* STATED TASK *
Produce a word-for-word copy of the listing below without its pictures.

* RECORDED DATA *
━━━
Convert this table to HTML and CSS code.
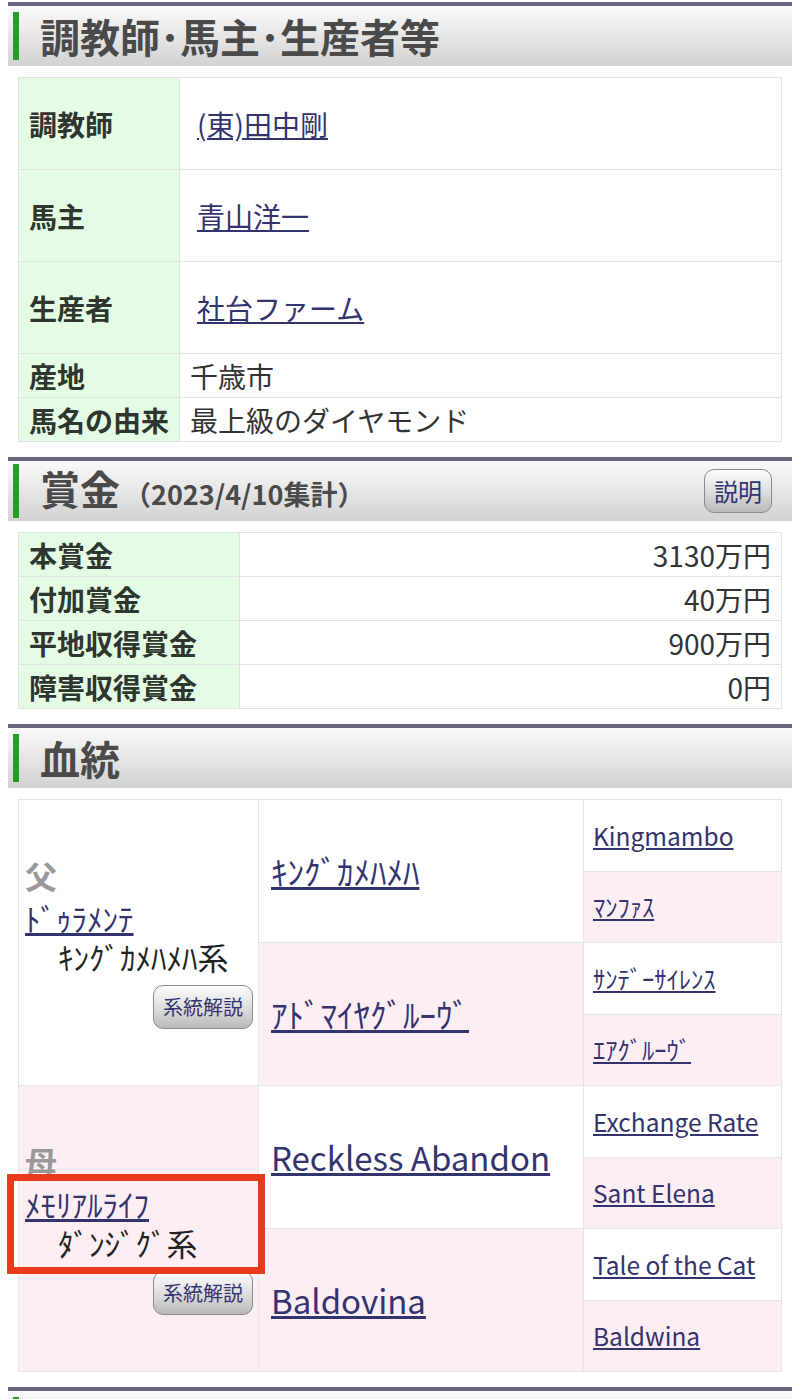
FILE: index.html
```html
<!DOCTYPE html>
<html lang="ja">
<head>
  <meta charset="UTF-8">
  <title>調教師・馬主・生産者等</title>
  <link rel="stylesheet" href="styles.css">
</head>
<body>
  <!-- 調教師・馬主・生産者 -->
  <div class="section-head">
    <h2>調教師･馬主･生産者等</h2>
  </div>
  <table class="info">
    <tr class="tall">
      <th>調教師</th>
      <td><a href="#">(東)田中剛</a></td>
    </tr>
    <tr class="tall">
      <th>馬主</th>
      <td><a href="#">青山洋一</a></td>
    </tr>
    <tr class="tall">
      <th>生産者</th>
      <td><a href="#">社台ファーム</a></td>
    </tr>
    <tr>
      <th>産地</th>
      <td>千歳市</td>
    </tr>
    <tr>
      <th>馬名の由来</th>
      <td>最上級のダイヤモンド</td>
    </tr>
  </table>

  <!-- 賞金 -->
  <div class="section-head">
    <h2>賞金<span class="sub">（2023/4/10集計）</span></h2>
    <a class="btn" href="#">説明</a>
  </div>
  <table class="info prize">
    <tr>
      <th>本賞金</th>
      <td>3130万円</td>
    </tr>
    <tr>
      <th>付加賞金</th>
      <td>40万円</td>
    </tr>
    <tr>
      <th>平地収得賞金</th>
      <td>900万円</td>
    </tr>
    <tr>
      <th>障害収得賞金</th>
      <td>0円</td>
    </tr>
  </table>

  <!-- 血統 -->
  <div class="section-head">
    <h2>血統</h2>
  </div>
  <table class="pedigree">
    <tr>
      <td class="parent" rowspan="4">
        <div class="role">父</div>
        <a href="#">ﾄﾞｩﾗﾒﾝﾃ</a>
        <div class="line">ｷﾝｸﾞｶﾒﾊﾒﾊ系</div>
        <div class="btn-row"><a class="btn small" href="#">系統解説</a></div>
      </td>
      <td class="gen2" rowspan="2"><a href="#">ｷﾝｸﾞｶﾒﾊﾒﾊ</a></td>
      <td class="gen3"><a href="#">Kingmambo</a></td>
    </tr>
    <tr>
      <td class="gen3 pink"><a href="#">ﾏﾝﾌｧｽ</a></td>
    </tr>
    <tr>
      <td class="gen2 pink" rowspan="2"><a href="#">ｱﾄﾞﾏｲﾔｸﾞﾙｰｳﾞ</a></td>
      <td class="gen3"><a href="#">ｻﾝﾃﾞｰｻｲﾚﾝｽ</a></td>
    </tr>
    <tr>
      <td class="gen3 pink"><a href="#">ｴｱｸﾞﾙｰｳﾞ</a></td>
    </tr>
    <tr>
      <td class="parent pink" rowspan="4">
        <div class="role">母</div>
        <div class="marked">
          <a href="#">ﾒﾓﾘｱﾙﾗｲﾌ</a>
          <div class="line">ﾀﾞﾝｼﾞｸﾞ系</div>
        </div>
        <div class="btn-row"><a class="btn small" href="#">系統解説</a></div>
      </td>
      <td class="gen2" rowspan="2"><a href="#">Reckless Abandon</a></td>
      <td class="gen3"><a href="#">Exchange Rate</a></td>
    </tr>
    <tr>
      <td class="gen3 pink"><a href="#">Sant Elena</a></td>
    </tr>
    <tr>
      <td class="gen2 pink" rowspan="2"><a href="#">Baldovina</a></td>
      <td class="gen3"><a href="#">Tale of the Cat</a></td>
    </tr>
    <tr>
      <td class="gen3 pink"><a href="#">Baldwina</a></td>
    </tr>
  </table>

  <div class="section-head">
    <h2>&nbsp;</h2>
    <span class="btn"></span>
  </div>
</body>
</html>
```

FILE: styles.css
```css
body {
  margin: 0;
  padding: 2px 8px 0;
  background-color: #fff;
  color: #333;
  font-family: "Noto Sans CJK JP", "Noto Sans", sans-serif;
  font-size: 28px;
}
a {
  color: #33336e;
}
.section-head {
  display: flex;
  align-items: center;
  justify-content: space-between;
  height: 60px;
  border-top: 4px solid #67677f;
  background: linear-gradient(#fafafa, #d2d2d2);
  padding: 0 20px 0 5px;
}
.section-head h2 {
  margin: 0;
  padding-left: 21px;
  border-left: 6px solid #23a023;
  font-size: 40px;
  line-height: 48px;
  color: #4a4a4a;
}
.section-head .sub {
  font-size: 27px;
  margin-left: 4px;
}
.btn {
  display: inline-block;
  min-width: 10px;
  border: 1px solid #8a8a8a;
  border-radius: 10px;
  background: linear-gradient(#fdfdfd, #dcdcdc 55%, #b9b9b9);
  color: #33336e;
  text-decoration: none;
  font-size: 24px;
  line-height: 42px;
  padding: 0 9px;
}
.btn.small {
  font-size: 20px;
  padding: 0 9px;
}
table {
  border-collapse: collapse;
  width: calc(100% - 20px);
  margin: 11px 10px 15px;
}
.info th,
.info td {
  border: 1px solid #e2e2e2;
  height: 43px;
  padding: 0 10px;
  line-height: 36px;
}
.info th {
  width: 140px;
  background-color: #e3fce3;
  text-align: left;
  color: #2f352f;
}
.info tr.tall th,
.info tr.tall td {
  height: 91px;
}
.info td a {
  margin-left: 7px;
}
.prize th {
  width: 200px;
}
.prize td {
  text-align: right;
}
.pedigree {
  margin-bottom: 15px;
}
.pedigree td {
  border: 1px solid #e6e6e6;
  vertical-align: middle;
  background-color: #fff;
  white-space: nowrap;
}
.pedigree td.pink {
  background-color: #fdeef3;
}
.pedigree tr {
  height: 71.5px;
}
.parent {
  width: 228px;
  padding: 0 5px 0 6px;
  line-height: 38px;
}
.role {
  font-size: 32px;
  font-weight: bold;
  color: #999;
  line-height: 36px;
  margin-bottom: 6px;
}
.parent a {
  font-size: 31px;
}
.line {
  padding-left: 33px;
  font-size: 31px;
  color: #222;
}
.btn-row {
  text-align: right;
  margin-top: 8px;
}
.marked {
  position: relative;
}
.marked::after {
  content: "";
  position: absolute;
  left: -18px;
  right: -12px;
  top: -11px;
  bottom: -12px;
  border: 7px solid #e83a1c;
}
.gen2 {
  width: 300px;
  padding: 0 12px;
  font-size: 33px;
}
.gen3 {
  padding: 0 9px;
  font-size: 24.5px;
}
```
━━━
* FINAL RESULT *
Convert this table to HTML and CSS code.
FILE: index.html
```html
<!DOCTYPE html>
<html lang="ja">
<head>
  <meta charset="UTF-8">
  <title>調教師・馬主・生産者等</title>
  <link rel="stylesheet" href="styles.css">
</head>
<body>
  <!-- 調教師・馬主・生産者 -->
  <div class="section-head">
    <h2>調教師･馬主･生産者等</h2>
  </div>
  <table class="info">
    <tr class="tall">
      <th>調教師</th>
      <td><a href="#">(東)田中剛</a></td>
    </tr>
    <tr class="tall">
      <th>馬主</th>
      <td><a href="#">青山洋一</a></td>
    </tr>
    <tr class="tall">
      <th>生産者</th>
      <td><a href="#">社台ファーム</a></td>
    </tr>
    <tr>
      <th>産地</th>
      <td>千歳市</td>
    </tr>
    <tr>
      <th>馬名の由来</th>
      <td>最上級のダイヤモンド</td>
    </tr>
  </table>

  <!-- 賞金 -->
  <div class="section-head">
    <h2>賞金<span class="sub">（2023/4/10集計）</span></h2>
    <a class="btn" href="#">説明</a>
  </div>
  <table class="info prize">
    <tr>
      <th>本賞金</th>
      <td>3130万円</td>
    </tr>
    <tr>
      <th>付加賞金</th>
      <td>40万円</td>
    </tr>
    <tr>
      <th>平地収得賞金</th>
      <td>900万円</td>
    </tr>
    <tr>
      <th>障害収得賞金</th>
      <td>0円</td>
    </tr>
  </table>

  <!-- 血統 -->
  <div class="section-head">
    <h2>血統</h2>
  </div>
  <table class="pedigree">
    <tr>
      <td class="parent" rowspan="4">
        <div class="role">父</div>
        <a href="#">ﾄﾞｩﾗﾒﾝﾃ</a>
        <div class="line">ｷﾝｸﾞｶﾒﾊﾒﾊ系</div>
        <div class="btn-row"><a class="btn small" href="#">系統解説</a></div>
      </td>
      <td class="gen2" rowspan="2"><a href="#">ｷﾝｸﾞｶﾒﾊﾒﾊ</a></td>
      <td class="gen3"><a href="#">Kingmambo</a></td>
    </tr>
    <tr>
      <td class="gen3 pink"><a href="#">ﾏﾝﾌｧｽ</a></td>
    </tr>
    <tr>
      <td class="gen2 pink" rowspan="2"><a href="#">ｱﾄﾞﾏｲﾔｸﾞﾙｰｳﾞ</a></td>
      <td class="gen3"><a href="#">ｻﾝﾃﾞｰｻｲﾚﾝｽ</a></td>
    </tr>
    <tr>
      <td class="gen3 pink"><a href="#">ｴｱｸﾞﾙｰｳﾞ</a></td>
    </tr>
    <tr>
      <td class="parent pink" rowspan="4">
        <div class="role">母</div>
        <div class="marked">
          <a href="#">ﾒﾓﾘｱﾙﾗｲﾌ</a>
          <div class="line">ﾀﾞﾝｼﾞｸﾞ系</div>
        </div>
        <div class="btn-row"><a class="btn small" href="#">系統解説</a></div>
      </td>
      <td class="gen2" rowspan="2"><a href="#">Reckless Abandon</a></td>
      <td class="gen3"><a href="#">Exchange Rate</a></td>
    </tr>
    <tr>
      <td class="gen3 pink"><a href="#">Sant Elena</a></td>
    </tr>
    <tr>
      <td class="gen2 pink" rowspan="2"><a href="#">Baldovina</a></td>
      <td class="gen3"><a href="#">Tale of the Cat</a></td>
    </tr>
    <tr>
      <td class="gen3 pink"><a href="#">Baldwina</a></td>
    </tr>
  </table>

  <div class="section-head">
    <h2>&nbsp;</h2>
    <span class="btn"></span>
  </div>
</body>
</html>
```

FILE: styles.css
```css
body {
  margin: 0;
  padding: 2px 8px 0;
  background-color: #fff;
  color: #333;
  font-family: "Noto Sans CJK JP", "Noto Sans", sans-serif;
  font-size: 28px;
}
a {
  color: #33336e;
}
.section-head {
  display: flex;
  align-items: center;
  justify-content: space-between;
  height: 60px;
  border-top: 4px solid #67677f;
  background: linear-gradient(#fafafa, #d2d2d2);
  padding: 0 20px 0 5px;
}
.section-head h2 {
  margin: 0;
  padding-left: 21px;
  border-left: 6px solid #23a023;
  font-size: 40px;
  line-height: 48px;
  color: #4a4a4a;
}
.section-head .sub {
  font-size: 27px;
  margin-left: 4px;
}
.btn {
  display: inline-block;
  min-width: 10px;
  border: 1px solid #8a8a8a;
  border-radius: 10px;
  background: linear-gradient(#fdfdfd, #dcdcdc 55%, #b9b9b9);
  color: #33336e;
  text-decoration: none;
  font-size: 24px;
  line-height: 42px;
  padding: 0 9px;
}
.btn.small {
  font-size: 20px;
  padding: 0 9px;
}
table {
  border-collapse: collapse;
  width: calc(100% - 20px);
  margin: 11px 10px 15px;
}
.info th,
.info td {
  border: 1px solid #e2e2e2;
  height: 43px;
  padding: 0 10px;
  line-height: 36px;
}
.info th {
  width: 140px;
  background-color: #e3fce3;
  text-align: left;
  color: #2f352f;
}
.info tr.tall th,
.info tr.tall td {
  height: 91px;
}
.info td a {
  margin-left: 7px;
}
.prize th {
  width: 200px;
}
.prize td {
  text-align: right;
}
.pedigree {
  margin-bottom: 15px;
}
.pedigree td {
  border: 1px solid #e6e6e6;
  vertical-align: middle;
  background-color: #fff;
  white-space: nowrap;
}
.pedigree td.pink {
  background-color: #fdeef3;
}
.pedigree tr {
  height: 71.5px;
}
.parent {
  width: 228px;
  padding: 0 5px 0 6px;
  line-height: 38px;
}
.role {
  font-size: 32px;
  font-weight: bold;
  color: #999;
  line-height: 36px;
  margin-bottom: 6px;
}
.parent a {
  font-size: 31px;
}
.line {
  padding-left: 33px;
  font-size: 31px;
  color: #222;
}
.btn-row {
  text-align: right;
  margin-top: 8px;
}
.marked {
  position: relative;
}
.marked::after {
  content: "";
  position: absolute;
  left: -18px;
  right: -12px;
  top: -11px;
  bottom: -12px;
  border: 7px solid #e83a1c;
}
.gen2 {
  width: 300px;
  padding: 0 12px;
  font-size: 33px;
}
.gen3 {
  padding: 0 9px;
  font-size: 24.5px;
}
```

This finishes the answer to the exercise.